The defendant claimed its use of the plaintiffs’ mark is a classic (or statutory) fair use and a nominative fair use. Statutory fair use is codified at 15 U.S.C. § 1115(b)(4), which provides: "the use of the name, term or device charged to be an infringement is a use, otherwise than as a mark . . . of a term or device which is descriptive of and used fairly and in good faith only to describe the goods or services of such party, or their geographic origin."

The Ninth Circuit distinguishes statutory fair use from nominative fair use based on the nature of the reference to the mark. The Ninth Circuit has stated: “The nominative fair use analysis is appropriate where a defendant has used the plaintiff's mark to describe the plaintiff's product, even if the defendant's ultimate goal is to describe his own product. Conversely, the classic [statutory] fair use analysis is appropriate where a defendant has used the plaintiff's mark only to describe his own product, and not at all to describe the plaintiff's product.” (Brother Records, Inc. v. Jardine, 318 F.3d 900, 903-904 (9th Cir. 2003)).

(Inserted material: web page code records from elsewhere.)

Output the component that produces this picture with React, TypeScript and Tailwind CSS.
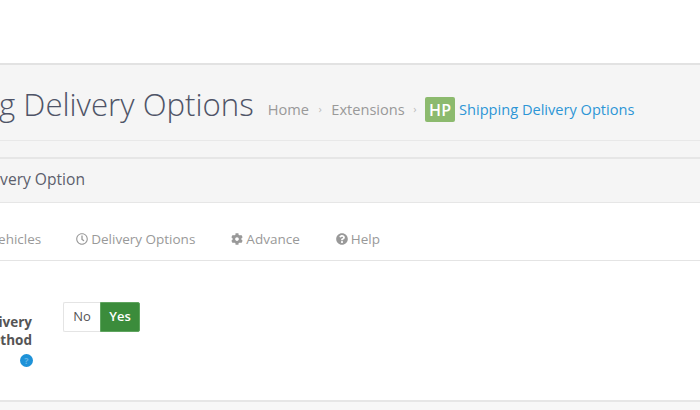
import { FaCog, FaQuestionCircle, FaRegClock } from "react-icons/fa";

const font = { fontFamily: '"Open Sans", sans-serif' };

export default function App() {
  return (
    <div className="w-[700px] h-[410px] overflow-hidden bg-white flex flex-col font-['Open_Sans',sans-serif]" style={font}>
      <div className="h-[63px] flex-none bg-white" />
      <div className="flex-none h-[77px] bg-[#f5f5f5] border-t-2 border-[#e2e2e2] flex items-center whitespace-nowrap">
        <h1 className="ml-[-106px] mt-[4px] text-[31.2px] font-light text-[#4f5467] leading-none flex-none">Shipping Delivery Options</h1>
        <div className="flex items-center ml-[14px] text-[14.6px] text-[#999999] mt-[14px]">
          <span>Home</span>
          <span className="mx-[9.5px] text-[11px] text-[#bbbbbb]">›</span>
          <span>Extensions</span>
          <span className="mx-[8.5px] text-[11px] text-[#bbbbbb]">›</span>
          <span className="w-[30px] h-[25px] bg-[#8cba6e] rounded-[2px] text-white font-semibold text-[16px] flex items-center justify-center mr-[4px]">HP</span>
          <span className="text-[#2d96d6]">Shipping Delivery Options</span>
        </div>
      </div>
      <div className="flex-none h-[17px] bg-[#f5f5f5] border-t border-[#e8e8e8]" />
      <div className="flex-none h-[46px] bg-[#f5f5f5] border-t-2 border-b border-[#e6e6e6] flex items-center whitespace-nowrap">
        <span className="ml-[-95px] mt-[-1px] text-[15.6px] font-medium text-[#5c5e6c]">Shipping Delivery Option</span>
      </div>
      <div className="flex-none h-[58px] pt-[15px] border-b border-[#e4e4e4] flex items-center whitespace-nowrap text-[13.5px] text-[#999999]">
        <span className="ml-[-10px]">Vehicles</span>
        <span className="ml-[35px] flex items-center gap-[3px]"><FaRegClock className="text-[12px]" />Delivery Options</span>
        <span className="ml-[36px] flex items-center gap-[3px]"><FaCog className="text-[12px]" />Advance</span>
        <span className="ml-[36px] flex items-center gap-[3px]"><FaQuestionCircle className="text-[12px]" />Help</span>
      </div>
      <div className="flex-none h-[141px] flex items-start border-b-2 border-[#e6e6e6]">
        <div className="w-[32px] flex-none mt-[52px] flex flex-col items-end whitespace-nowrap text-[13.5px] leading-[18px] font-bold text-[#555555]">
          <span>Delivery</span>
          <span>Method</span>
          <span className="mt-[5px] mr-[-1px] w-[13px] h-[13px] rounded-full bg-[#1e92d8] text-[#66b5e6] text-[9px] font-bold leading-none flex items-center justify-center">?</span>
        </div>
        <div className="ml-[31px] mt-[41px] flex h-[30px] text-[13px] font-semibold">
          <span className="w-[37px] bg-white border border-[#e4e4e4] border-r-0 rounded-l-[2px] flex items-center justify-center text-[#555555] font-normal">No</span>
          <span className="w-[40px] bg-[#3b8c3b] border border-[#5fa55f] rounded-r-[2px] flex items-center justify-center text-white">Yes</span>
        </div>
      </div>
      <div className="flex-1 bg-[#f7f7f7]" />
    </div>
  );
}
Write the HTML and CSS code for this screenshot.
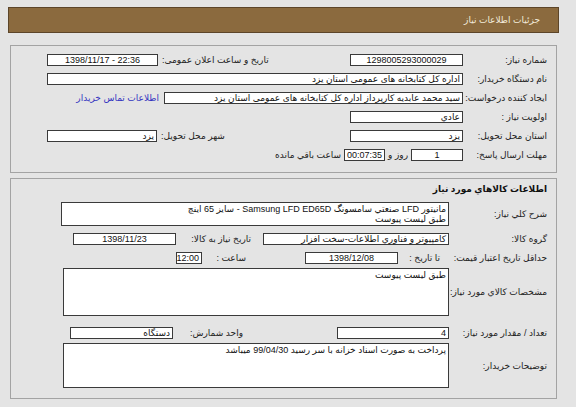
FILE: index.html
```html
<!DOCTYPE html>
<html lang="fa" dir="rtl">
<head>
<meta charset="utf-8">
<title>جزئیات اطلاعات نیاز</title>
<link rel="stylesheet" href="styles.css">
</head>
<body>
<div class="page">
  <div class="hdr"><span>جزئیات اطلاعات نیاز</span></div>

  <div class="panel p1">
    <div class="row">
      <div class="lbl">شماره نیاز:</div>
      <div class="box c w113">1298005293000029</div>
      <div class="sp"></div>
      <div class="lbl2">تاریخ و ساعت اعلان عمومی:</div>
      <div class="box c ltr w111">1398/11/17 - 22:36</div>
    </div>
    <div class="row">
      <div class="lbl">نام دستگاه خریدار:</div>
      <div class="box grow">اداره کل کتابخانه های عمومی استان یزد</div>
    </div>
    <div class="row">
      <div class="lbl">ایجاد کننده درخواست:</div>
      <div class="box w299">سید محمد عابدیه کارپرداز اداره کل کتابخانه های عمومی استان یزد</div>
      <a class="link" href="#">اطلاعات تماس خریدار</a>
      <div class="sp"></div>
    </div>
    <div class="row">
      <div class="lbl">اولویت نیاز :</div>
      <div class="box w113">عادي</div>
      <div class="sp"></div>
    </div>
    <div class="row">
      <div class="lbl">استان محل تحویل:</div>
      <div class="box w113">یزد</div>
      <div class="sp"></div>
      <div class="lbl2">شهر محل تحویل:</div>
      <div class="box w110">یزد</div>
    </div>
    <div class="row">
      <div class="lbl">مهلت ارسال پاسخ:</div>
      <div class="box c w52">1</div>
      <span class="txt">روز و</span>
      <div class="box c w41">00:07:35</div>
      <span class="txt">ساعت باقي مانده</span>
      <div class="sp"></div>
    </div>
  </div>

  <div class="panel p2">
    <div class="title">اطلاعات کالاهاي مورد نياز</div>
    <div class="row ra">
      <div class="lbl">شرح کلي نياز:</div>
      <div class="box area h24">مانيتور LFD صنعتي سامسونگ Samsung LFD ED65D - سايز 65 اينچ<br>طبق ليست پيوست</div>
    </div>
    <div class="row rb">
      <div class="lbl">گروه کالا:</div>
      <div class="box w186">کامپيوتر و فناوري اطلاعات-سخت افزار</div>
      <div class="sp"></div>
      <div class="lbl3 w75">تاريخ نياز به کالا:</div>
      <div class="box c w103">1398/11/23</div>
    </div>
    <div class="row rc">
      <div class="lbl">حداقل تاريخ اعتبار قيمت:</div>
      <div class="lbl3 w51 pr9">تا تاريخ :</div>
      <div class="box c w93">1398/12/08</div>
      <div class="sp"></div>
      <div class="lbl3 w44">ساعت :</div>
      <div class="box c w26">12:00</div>
    </div>
    <div class="row rd">
      <div class="lbl">مشخصات کالاي مورد نياز:</div>
      <div class="box area h48">طبق ليست پيوست</div>
    </div>
    <div class="row re">
      <div class="lbl">تعداد / مقدار مورد نياز:</div>
      <div class="box w112">4</div>
      <div class="sp"></div>
      <div class="lbl3 w70">واحد شمارش:</div>
      <div class="box w103">دستگاه</div>
    </div>
    <div class="row rf">
      <div class="lbl">توضيحات خريدار:</div>
      <div class="box area h45">پرداخت به صورت اسناد خزانه با سر رسيد 99/04/30 ميباشد</div>
    </div>
  </div>
</div>
</body>
</html>
```

FILE: styles.css
```css
html, body {
  margin: 0;
  padding: 0;
}
body {
  background: #e4e4e4;
  font-family: "Liberation Sans", "DejaVu Sans", sans-serif;
  font-size: 9px;
  color: #222;
}
.page {
  padding: 7px 17px 0 8px;
}
.hdr {
  height: 26px;
  box-sizing: border-box;
  background: #8b6a3e;
  border: 1px solid #5c4529;
  display: flex;
  align-items: center;
  padding-right: 18px;
  color: #f2eadb;
  font-size: 9px;
}
.panel {
  margin: 12px 2px 0;
  border: 1px solid #a3a3a3;
  display: flex;
  flex-direction: column;
}
.p1 {
  gap: 7px;
  padding: 8px 0 11px;
}
.p2 {
  margin-top: 5px;
  gap: 7px;
  padding: 5px 0 10px;
}
.row {
  display: flex;
  align-items: center;
  min-height: 12px;
}
.p1 .row {
  padding-left: 36px;
}
.lbl {
  flex: none;
  box-sizing: border-box;
  width: 93px;
  padding-right: 9px;
  white-space: nowrap;
}
.p2 .lbl {
  width: 107px;
}
.lbl2 {
  flex: none;
  margin-left: 4px;
  white-space: nowrap;
}
.lbl3 {
  flex: none;
  box-sizing: border-box;
  white-space: nowrap;
  text-align: right;
}
.pr9 { padding-right: 9px; }
.txt {
  flex: none;
  margin: 0 3px;
  white-space: nowrap;
}
.sp {
  flex: 1;
}
.box {
  flex: none;
  box-sizing: border-box;
  height: 12px;
  line-height: 10px;
  background: #fff;
  border: 1px solid #3a3a3a;
  padding: 0 2px;
  color: #111;
  white-space: nowrap;
  overflow: hidden;
  text-align: right;
}
.box.c { text-align: center; }
.ltr { direction: ltr; }
.grow { flex: 1; }
.area {
  flex: 1;
  white-space: normal;
  padding: 1px 2px;
}
.h24 { height: 24px; }
.h48 { height: 48px; }
.h45 { height: 45px; }
.w26 { width: 26px; }
.w41 { width: 41px; }
.w44 { width: 44px; }
.w51 { width: 51px; }
.w52 { width: 52px; }
.w70 { width: 70px; }
.w75 { width: 75px; }
.w93 { width: 93px; }
.w103 { width: 103px; }
.w110 { width: 110px; }
.w111 { width: 111px; }
.w112 { width: 112px; }
.w113 { width: 113px; }
.w186 { width: 186px; }
.w299 { width: 299px; }
.link {
  flex: none;
  margin-right: 5px;
  color: #3434c0;
  text-decoration: none;
  white-space: nowrap;
}
.title {
  padding-right: 9px;
  font-weight: bold;
  font-size: 9px;
  line-height: 11px;
  color: #111;
}
.ra { padding-left: 50px; }
.rb { padding-left: 62px; }
.rc { padding-left: 165px; }
.rd { padding-left: 52px; margin-top: -3px; }
.re { padding-left: 59px; margin-top: 4px; }
.rf { padding-left: 52px; margin-top: -3px; }
```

The district court held that the defendant’s proposed use of the plaintiffs’ mark would not qualify as a classic or statutory fair use because the defendant was not using the mark descriptively. “Defendant asserts that it is attempting simply to state a fact - that it did publish the relevant Chicken Soup for the Soul series - and it is not using the Plaintiffs' trademark as a mark. That Defendant was the publisher of the Chicken Soup series does not change the use of the mark on the relevant covers. The reference to Chicken Soup for the Soul is a reference to the Plaintiffs' mark, independent of the Defendant's publication of that series. Such a reference is not descriptive of the actual language used - i.e., Defendant is not alluding to a warm concoction of chicken and broth soothing to one's spiritual self, nor figuratively to a group of heart-warming stories - instead, Defendant is referring specifically to Plaintiffs' mark and the series of books it published.”

In the Ninth Circuit, a defendant can claim nominative fair use if three requirements are met: (1) the product or service in question must be one not readily identifiable without use of the trademark; (2) only so much of the mark or marks may be used as is reasonably necessary to identify the product or service; and (3) the user must do nothing that would, in conjunction with the mark, suggest sponsorship or endorsement by the trademark holder.

In this case, the court found that the defendant satisfied the first two prongs but not the third because the prominence and placement of the plaintiffs’ mark on the book cover mock-ups and the titles of two of the new books that include the word “soul” could suggest sponsorship or endorsement by the plaintiffs. The court granted the plaintiffs’ motion for a preliminary injunction for the defendant’s books containing “soul” in the title, but denied the motion for preliminary injunction for the books whose titles did not contain any words from the plaintiffs’ trademark.